YOUR TASK:
Your task is to gather the lines below that hold the string "styles".

* Begin DATASET EXCERPT *

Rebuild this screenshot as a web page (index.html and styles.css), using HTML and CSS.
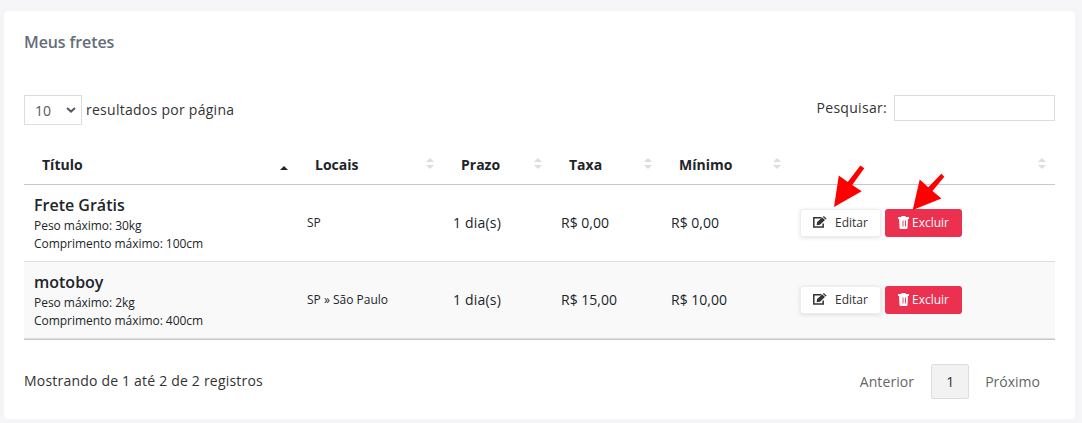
FILE: index.html
```html
<!DOCTYPE html>
<html lang="pt-BR">
<head>
    <meta charset="UTF-8">
    <meta name="viewport" content="width=device-width, initial-scale=1.0">
    <title>Meus fretes</title>
    <link rel="stylesheet" href="styles.css">
</head>
<body>
    <svg class="sprite" width="0" height="0">
        <symbol id="icon-edit" viewBox="0 0 14 12">
            <path d="M8.500 1.700H.8v9.300h9.400V7.600" fill="none" stroke="currentColor" stroke-width="1.500"/>
            <path d="M3.600 9.300l.5-3.300L9.200 1.400l2.800 2.600L7 8.800zM9.900 .9l.9-.8 2.900 2.600-1 .9z" fill="currentColor"/>
        </symbol>
        <symbol id="icon-trash" viewBox="0 0 11 13">
            <path d="M3.200 1L3.700 0h3.600l.5 1H11v2H0V1zM1 3h9l-.5 9q-.1 1-1 1h-6q-.9 0-1-1z" fill="currentColor"/>
            <path d="M5 4.500v6M7.500 4.500v6" stroke="#eb3050" stroke-width=".9"/>
        </symbol>
    </svg>

    <div class="card">
        <h1>Meus fretes</h1>

        <div class="toolbar">
            <label class="length">
                <span class="select">10
                    <svg width="10" height="6" viewBox="0 0 10 6"><path d="M1 1l4 3.6L9 1" fill="none" stroke="currentColor" stroke-width="2"/></svg>
                </span>
                <span class="length-text">resultados por página</span>
            </label>
            <label class="search"><span>Pesquisar:</span> <input type="text"></label>
        </div>

        <table>
            <colgroup>
                <col class="c-titulo"><col class="c-locais"><col class="c-prazo"><col class="c-taxa"><col class="c-minimo"><col>
            </colgroup>
            <thead>
                <tr>
                    <th class="asc">Título</th>
                    <th>Locais</th>
                    <th>Prazo</th>
                    <th>Taxa</th>
                    <th>Mínimo</th>
                    <th></th>
                </tr>
            </thead>
            <tbody>
                <tr>
                    <td class="titulo"><strong>Frete Grátis</strong><small>Peso máximo: 30kg</small><small>Comprimento máximo: 100cm</small></td>
                    <td class="locais">SP</td>
                    <td class="prazo">1 dia(s)</td>
                    <td>R$ 0,00</td>
                    <td>R$ 0,00</td>
                    <td class="acoes">
                        <div class="actions">
                            <button class="btn btn-edit"><svg width="14" height="12"><use href="#icon-edit"/></svg><span>Editar</span></button>
                            <button class="btn btn-delete"><svg width="11" height="13"><use href="#icon-trash"/></svg><span>Excluir</span></button>
                        </div>
                    </td>
                </tr>
                <tr>
                    <td class="titulo"><strong>motoboy</strong><small>Peso máximo: 2kg</small><small>Comprimento máximo: 400cm</small></td>
                    <td class="locais">SP » São Paulo</td>
                    <td class="prazo">1 dia(s)</td>
                    <td>R$ 15,00</td>
                    <td>R$ 10,00</td>
                    <td class="acoes">
                        <div class="actions">
                            <button class="btn btn-edit"><svg width="14" height="12"><use href="#icon-edit"/></svg><span>Editar</span></button>
                            <button class="btn btn-delete"><svg width="11" height="13"><use href="#icon-trash"/></svg><span>Excluir</span></button>
                        </div>
                    </td>
                </tr>
            </tbody>
        </table>

        <div class="footer">
            <span class="info">Mostrando de 1 até 2 de 2 registros</span>
            <div class="pages">
                <span class="prev">Anterior</span>
                <span class="current">1</span>
                <span class="next">Próximo</span>
            </div>
        </div>
    </div>

    <!-- setas sobre os botões -->
    <svg class="arrows" width="114" height="50" viewBox="832 163 114 50">
        <path d="M834 207l4.800-31.400 9 6.400 12.500-16.600 4 2.900L852.200 185l9.500 6.300z"/>
        <path d="M912.700 210l7-30.400 8.600 7.700 13-13.600 3 3.100L932.500 191l8.900 7.400z"/>
    </svg>
</body>
</html>
```

FILE: styles.css
```css
* {
    box-sizing: border-box;
}
body {
    margin: 0;
    height: 423px;
    overflow: hidden;
    background-color: #f6f6f9;
    font-family: "Open Sans", sans-serif;
    font-size: 14px;
    color: #212529;
}
.sprite {
    position: absolute;
}
.card {
    margin: 11px 7px 0 4px;
    height: 408px;
    padding: 20px 20px 0;
    background-color: white;
    border-radius: 4px;
    box-shadow: 0 0 8px rgba(82, 63, 105, 0.03);
}
h1 {
    margin: 0;
    height: 64px;
    font-size: 16px;
    font-weight: 600;
    line-height: 22px;
    letter-spacing: -0.1px;
    color: #646c7a;
}
.toolbar {
    display: flex;
    justify-content: space-between;
    align-items: flex-start;
    height: 51px;
    color: #333;
}
.length, .search {
    display: flex;
    align-items: center;
}
.length {
    gap: 4px;
}
.length-text {
    padding-bottom: 2px;
    letter-spacing: 0.27px;
}
.select {
    display: flex;
    align-items: center;
    justify-content: space-between;
    width: 58px;
    height: 30px;
    padding: 0 5px 0 10px;
    border: 1px solid #ddd;
    color: #575962;
}
.search {
    gap: 7px;
}
.search span {
    padding-bottom: 2px;
    letter-spacing: 0.3px;
}
.search input {
    width: 161px;
    height: 26px;
    padding: 0 4px;
    border: 1px solid #ddd;
    background-color: white;
}
table {
    width: 100%;
    table-layout: fixed;
    border-collapse: separate;
    border-spacing: 0;
    border-bottom: 1px solid #c8c8cc;
}
.c-titulo { width: 273px; }
.c-locais { width: 146px; }
.c-prazo { width: 108px; }
.c-taxa { width: 110px; }
.c-minimo { width: 129px; }
th {
    position: relative;
    height: 39px;
    padding: 0 18px 2px;
    border-bottom: 1px solid #c8c8c8;
    text-align: left;
    font-weight: 700;
}
th::before, th::after {
    content: "";
    position: absolute;
    right: 9px;
    border: 4px solid transparent;
}
th::before {
    top: 8px;
    border-bottom-color: #d9dee0;
}
th::after {
    top: 19px;
    border-top-color: #d9dee0;
}
th.asc::before {
    top: 16px;
    border-bottom-color: #212529;
}
th.asc::after {
    display: none;
}
td {
    height: 77px;
    padding: 0 10px 2px;
    border-bottom: 1px solid #ddd;
    vertical-align: middle;
}
.titulo, .acoes {
    padding-bottom: 0;
}
.prazo {
    letter-spacing: 0.2px;
}
tbody tr:nth-child(even) {
    background-color: #f9f9f9;
}
strong {
    display: block;
    margin-bottom: 1px;
    font-size: 16px;
    font-weight: 600;
    line-height: 22px;
}
small {
    display: block;
    font-size: 12px;
    line-height: 18px;
    letter-spacing: -0.04px;
}
.locais {
    font-size: 12px;
}
.actions {
    display: flex;
    gap: 4px;
}
.btn {
    display: flex;
    align-items: center;
    height: 28px;
    border: 0;
    border-radius: 3px;
    font-family: inherit;
    font-size: 12px;
}
.btn-edit {
    width: 81px;
    padding: 0 0 2px 12px;
    gap: 8px;
    border: 1px solid #eee;
    background-color: white;
    box-shadow: 0 1px 4px rgba(0, 0, 0, 0.12);
    color: #333;
}
.btn-delete {
    width: 77px;
    padding: 0 0 2px 13px;
    gap: 3px;
    background-color: #eb3050;
    color: white;
}
.footer {
    display: flex;
    justify-content: space-between;
    padding-top: 24px;
    color: #333;
}
.info {
    padding-top: 7px;
    letter-spacing: 0.2px;
}
.pages {
    display: flex;
    align-items: center;
    padding-right: 15px;
    gap: 17px;
    color: #666;
}
.prev {
    letter-spacing: 0.1px;
}
.next {
    margin-left: -1px;
}
.current {
    width: 38px;
    height: 35px;
    border: 1px solid #ddd;
    border-radius: 2px;
    background-color: #f2f2f2;
    line-height: 33px;
    text-align: center;
    color: #333;
}
.arrows {
    position: absolute;
    left: 832px;
    top: 163px;
    fill: #f00;
}
```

* End DATASET EXCERPT *

RESULT OF THE TASK:
Rebuild this screenshot as a web page (index.html and styles.css), using HTML and CSS.
    <link rel="stylesheet" href="styles.css">
FILE: styles.css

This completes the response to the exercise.